*TASK STATEMENT*
Go through the data below and gather each line containing "this".

####################

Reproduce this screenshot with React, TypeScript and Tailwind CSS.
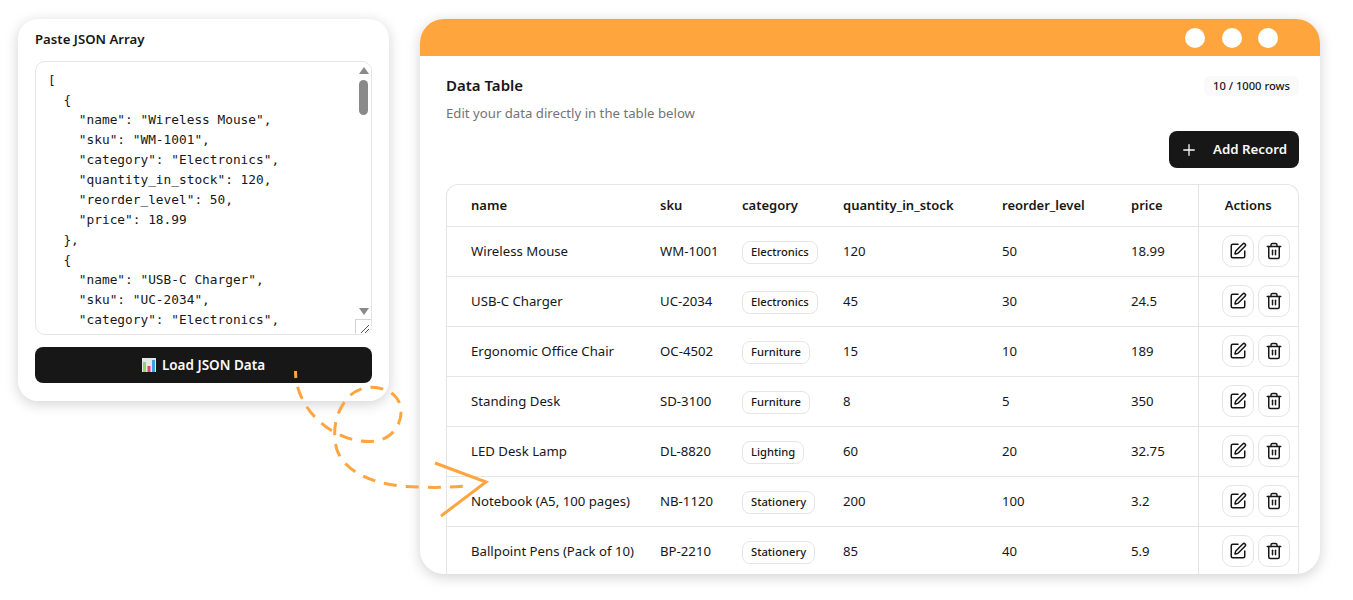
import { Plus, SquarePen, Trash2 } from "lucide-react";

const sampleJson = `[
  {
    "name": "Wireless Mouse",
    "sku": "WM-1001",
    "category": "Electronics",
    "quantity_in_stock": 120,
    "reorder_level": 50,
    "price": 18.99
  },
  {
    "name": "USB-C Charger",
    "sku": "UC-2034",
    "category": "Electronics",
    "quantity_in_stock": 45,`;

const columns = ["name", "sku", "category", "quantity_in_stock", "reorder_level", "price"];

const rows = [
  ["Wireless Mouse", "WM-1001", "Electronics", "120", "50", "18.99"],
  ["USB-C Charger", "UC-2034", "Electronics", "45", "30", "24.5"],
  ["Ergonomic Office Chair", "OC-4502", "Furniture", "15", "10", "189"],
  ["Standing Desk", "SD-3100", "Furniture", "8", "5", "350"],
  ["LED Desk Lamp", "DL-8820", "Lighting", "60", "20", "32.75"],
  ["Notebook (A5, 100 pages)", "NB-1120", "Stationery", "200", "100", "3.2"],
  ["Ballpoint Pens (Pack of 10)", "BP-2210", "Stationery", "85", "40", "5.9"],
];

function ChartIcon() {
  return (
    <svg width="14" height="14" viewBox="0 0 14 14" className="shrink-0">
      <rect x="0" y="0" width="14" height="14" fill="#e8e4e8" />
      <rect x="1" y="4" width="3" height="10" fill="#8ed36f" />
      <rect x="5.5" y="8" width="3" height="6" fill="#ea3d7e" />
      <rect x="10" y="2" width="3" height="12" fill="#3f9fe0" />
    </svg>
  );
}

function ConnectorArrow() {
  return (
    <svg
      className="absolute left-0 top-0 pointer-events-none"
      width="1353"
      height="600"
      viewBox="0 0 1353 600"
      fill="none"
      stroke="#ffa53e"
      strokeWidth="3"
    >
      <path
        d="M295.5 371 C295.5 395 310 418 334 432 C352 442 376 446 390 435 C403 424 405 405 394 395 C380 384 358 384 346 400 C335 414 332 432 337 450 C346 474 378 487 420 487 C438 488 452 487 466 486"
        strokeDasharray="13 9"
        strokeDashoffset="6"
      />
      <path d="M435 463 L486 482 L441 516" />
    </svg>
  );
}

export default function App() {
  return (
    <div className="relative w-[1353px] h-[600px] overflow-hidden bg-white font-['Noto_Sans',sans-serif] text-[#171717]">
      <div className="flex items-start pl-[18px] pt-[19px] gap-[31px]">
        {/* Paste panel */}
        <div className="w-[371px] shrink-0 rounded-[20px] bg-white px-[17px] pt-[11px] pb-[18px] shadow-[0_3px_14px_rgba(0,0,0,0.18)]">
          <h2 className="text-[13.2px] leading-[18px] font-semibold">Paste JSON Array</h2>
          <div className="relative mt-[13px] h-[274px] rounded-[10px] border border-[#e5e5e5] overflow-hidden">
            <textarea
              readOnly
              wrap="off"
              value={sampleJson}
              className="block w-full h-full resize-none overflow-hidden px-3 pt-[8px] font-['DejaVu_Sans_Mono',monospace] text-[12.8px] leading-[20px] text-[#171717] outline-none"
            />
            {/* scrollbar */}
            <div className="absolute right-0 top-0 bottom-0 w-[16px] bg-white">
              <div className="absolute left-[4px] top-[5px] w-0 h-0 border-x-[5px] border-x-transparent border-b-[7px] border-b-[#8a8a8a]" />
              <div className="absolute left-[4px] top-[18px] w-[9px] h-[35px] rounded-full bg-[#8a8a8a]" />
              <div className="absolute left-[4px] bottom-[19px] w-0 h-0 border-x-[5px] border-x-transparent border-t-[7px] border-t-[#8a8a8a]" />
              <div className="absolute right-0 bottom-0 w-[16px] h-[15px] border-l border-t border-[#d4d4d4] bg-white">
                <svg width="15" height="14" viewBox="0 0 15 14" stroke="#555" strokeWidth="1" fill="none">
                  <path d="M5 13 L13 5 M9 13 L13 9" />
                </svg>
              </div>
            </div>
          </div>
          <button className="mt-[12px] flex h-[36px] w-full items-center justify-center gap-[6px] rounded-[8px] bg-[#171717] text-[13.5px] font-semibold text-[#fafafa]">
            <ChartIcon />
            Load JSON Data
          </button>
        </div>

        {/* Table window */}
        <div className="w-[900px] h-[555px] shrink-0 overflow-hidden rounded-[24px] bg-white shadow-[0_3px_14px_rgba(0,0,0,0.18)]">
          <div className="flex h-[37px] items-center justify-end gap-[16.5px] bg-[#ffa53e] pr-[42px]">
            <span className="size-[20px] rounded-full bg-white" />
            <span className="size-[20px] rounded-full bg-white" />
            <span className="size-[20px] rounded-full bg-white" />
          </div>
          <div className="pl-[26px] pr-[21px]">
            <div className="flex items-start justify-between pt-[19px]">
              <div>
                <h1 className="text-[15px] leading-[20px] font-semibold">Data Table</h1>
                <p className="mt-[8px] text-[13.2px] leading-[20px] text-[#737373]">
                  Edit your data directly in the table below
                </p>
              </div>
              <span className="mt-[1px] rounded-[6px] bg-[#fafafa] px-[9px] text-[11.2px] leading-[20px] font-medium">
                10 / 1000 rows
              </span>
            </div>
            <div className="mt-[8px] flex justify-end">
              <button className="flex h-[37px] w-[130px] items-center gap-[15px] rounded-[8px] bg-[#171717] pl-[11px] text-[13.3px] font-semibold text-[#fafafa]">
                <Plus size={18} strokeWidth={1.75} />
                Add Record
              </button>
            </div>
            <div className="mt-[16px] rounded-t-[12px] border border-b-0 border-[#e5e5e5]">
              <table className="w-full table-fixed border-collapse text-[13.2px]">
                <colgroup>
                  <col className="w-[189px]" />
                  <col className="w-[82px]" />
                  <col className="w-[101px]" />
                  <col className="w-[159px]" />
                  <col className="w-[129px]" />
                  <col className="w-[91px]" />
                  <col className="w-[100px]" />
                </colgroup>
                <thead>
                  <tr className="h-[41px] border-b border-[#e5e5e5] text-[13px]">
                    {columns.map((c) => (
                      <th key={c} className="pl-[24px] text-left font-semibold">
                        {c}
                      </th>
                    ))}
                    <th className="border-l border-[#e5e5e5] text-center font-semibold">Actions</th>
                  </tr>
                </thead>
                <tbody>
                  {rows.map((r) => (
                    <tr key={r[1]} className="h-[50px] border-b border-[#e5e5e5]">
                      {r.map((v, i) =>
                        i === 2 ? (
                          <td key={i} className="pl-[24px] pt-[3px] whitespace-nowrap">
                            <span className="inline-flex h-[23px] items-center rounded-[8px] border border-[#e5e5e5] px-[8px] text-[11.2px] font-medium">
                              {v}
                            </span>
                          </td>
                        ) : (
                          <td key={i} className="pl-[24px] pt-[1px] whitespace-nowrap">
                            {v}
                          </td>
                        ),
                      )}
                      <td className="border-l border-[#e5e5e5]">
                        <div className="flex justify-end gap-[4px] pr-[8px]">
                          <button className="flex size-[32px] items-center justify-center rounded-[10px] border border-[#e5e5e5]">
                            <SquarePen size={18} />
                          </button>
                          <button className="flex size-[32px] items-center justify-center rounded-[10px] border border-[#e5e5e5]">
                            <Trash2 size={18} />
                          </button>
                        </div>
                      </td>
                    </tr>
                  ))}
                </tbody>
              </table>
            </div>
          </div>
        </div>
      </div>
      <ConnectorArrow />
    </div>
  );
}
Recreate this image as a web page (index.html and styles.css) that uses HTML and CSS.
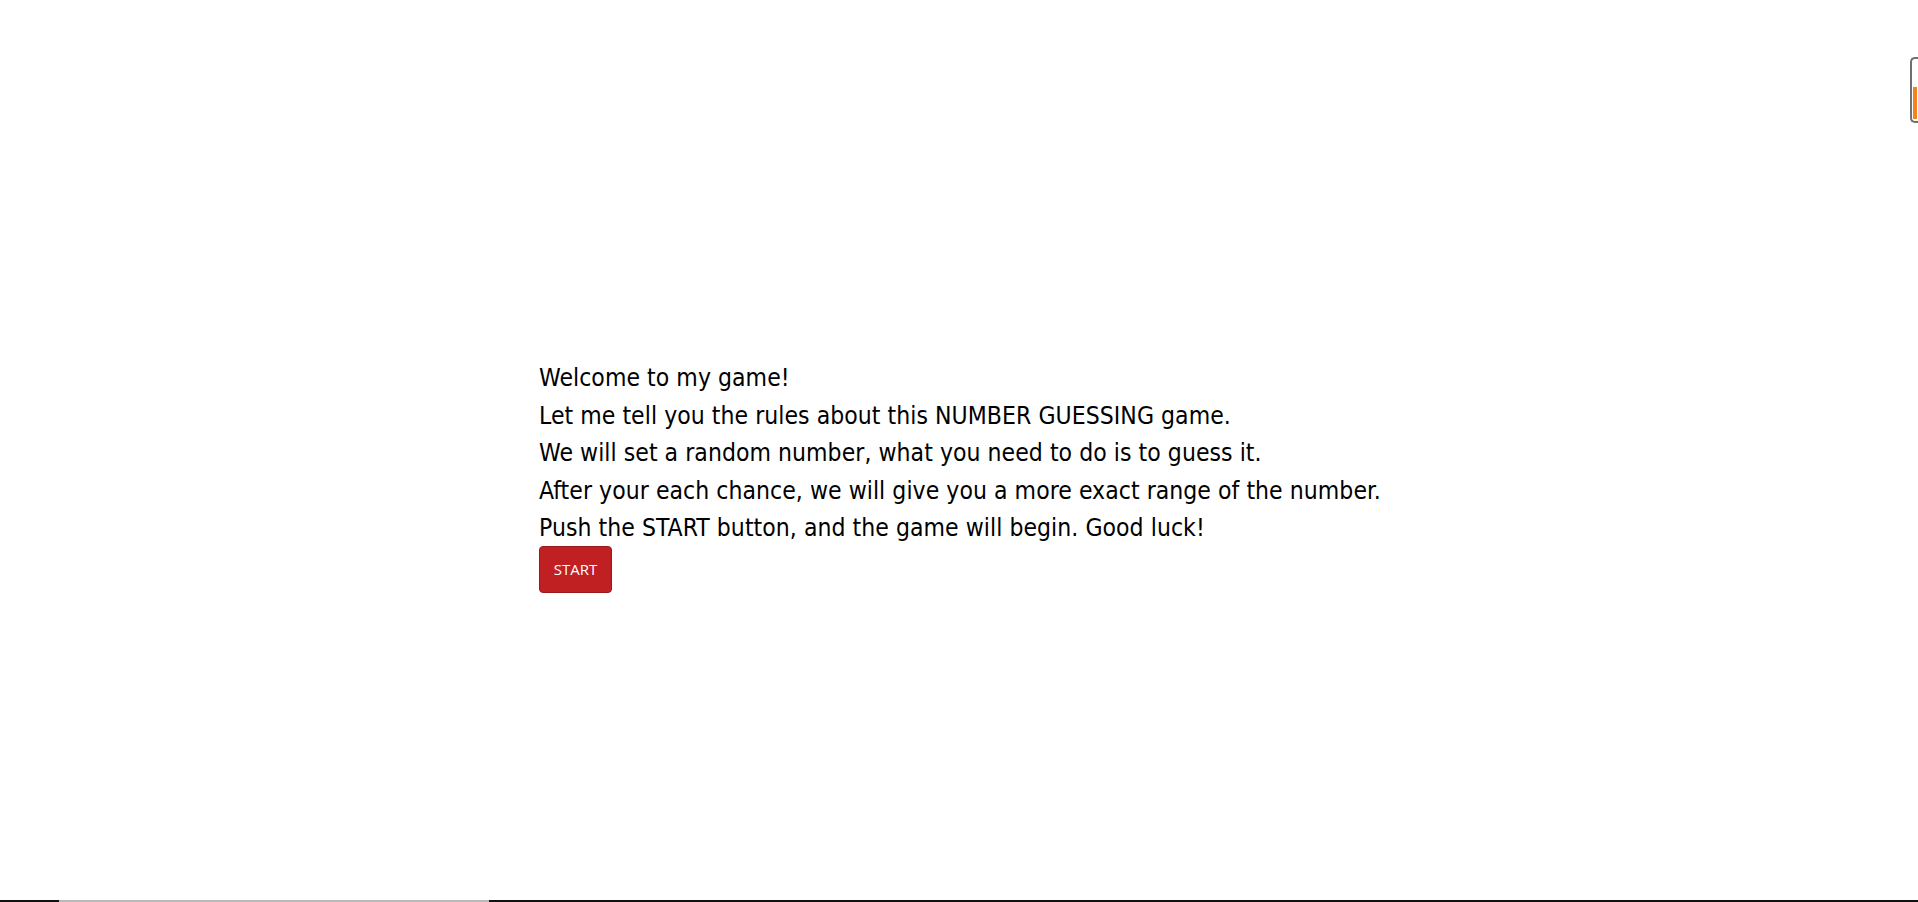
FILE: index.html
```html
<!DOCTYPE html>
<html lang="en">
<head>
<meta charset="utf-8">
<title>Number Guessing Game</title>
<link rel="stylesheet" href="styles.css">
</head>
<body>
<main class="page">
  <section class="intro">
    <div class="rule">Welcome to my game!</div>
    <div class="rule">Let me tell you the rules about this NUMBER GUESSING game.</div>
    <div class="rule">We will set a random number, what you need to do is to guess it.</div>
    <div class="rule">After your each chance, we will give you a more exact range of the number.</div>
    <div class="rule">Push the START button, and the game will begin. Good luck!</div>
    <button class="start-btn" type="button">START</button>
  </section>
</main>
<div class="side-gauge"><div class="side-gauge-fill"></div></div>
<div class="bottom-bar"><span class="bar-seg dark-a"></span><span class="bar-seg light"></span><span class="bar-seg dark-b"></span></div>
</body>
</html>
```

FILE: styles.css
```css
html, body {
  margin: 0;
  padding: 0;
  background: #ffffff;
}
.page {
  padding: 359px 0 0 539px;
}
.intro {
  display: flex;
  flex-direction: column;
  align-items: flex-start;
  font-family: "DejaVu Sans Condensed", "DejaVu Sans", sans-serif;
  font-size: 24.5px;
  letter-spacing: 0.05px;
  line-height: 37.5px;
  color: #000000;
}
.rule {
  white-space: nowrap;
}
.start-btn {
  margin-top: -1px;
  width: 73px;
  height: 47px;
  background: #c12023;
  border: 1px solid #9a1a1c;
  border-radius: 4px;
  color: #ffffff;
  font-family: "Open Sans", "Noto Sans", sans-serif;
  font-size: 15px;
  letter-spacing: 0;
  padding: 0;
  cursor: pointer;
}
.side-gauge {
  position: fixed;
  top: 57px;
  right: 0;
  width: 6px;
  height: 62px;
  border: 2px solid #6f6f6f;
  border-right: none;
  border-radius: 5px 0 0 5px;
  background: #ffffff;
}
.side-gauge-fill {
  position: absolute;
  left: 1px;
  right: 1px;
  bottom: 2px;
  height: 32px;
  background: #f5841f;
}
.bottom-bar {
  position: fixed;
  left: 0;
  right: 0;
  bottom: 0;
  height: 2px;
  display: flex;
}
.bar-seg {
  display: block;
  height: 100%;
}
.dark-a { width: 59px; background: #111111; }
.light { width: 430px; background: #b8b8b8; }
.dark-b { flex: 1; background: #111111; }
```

####################

*RESPONSE BELOW*
Reproduce this screenshot with React, TypeScript and Tailwind CSS.
Recreate this image as a web page (index.html and styles.css) that uses HTML and CSS.
    <div class="rule">Let me tell you the rules about this NUMBER GUESSING game.</div>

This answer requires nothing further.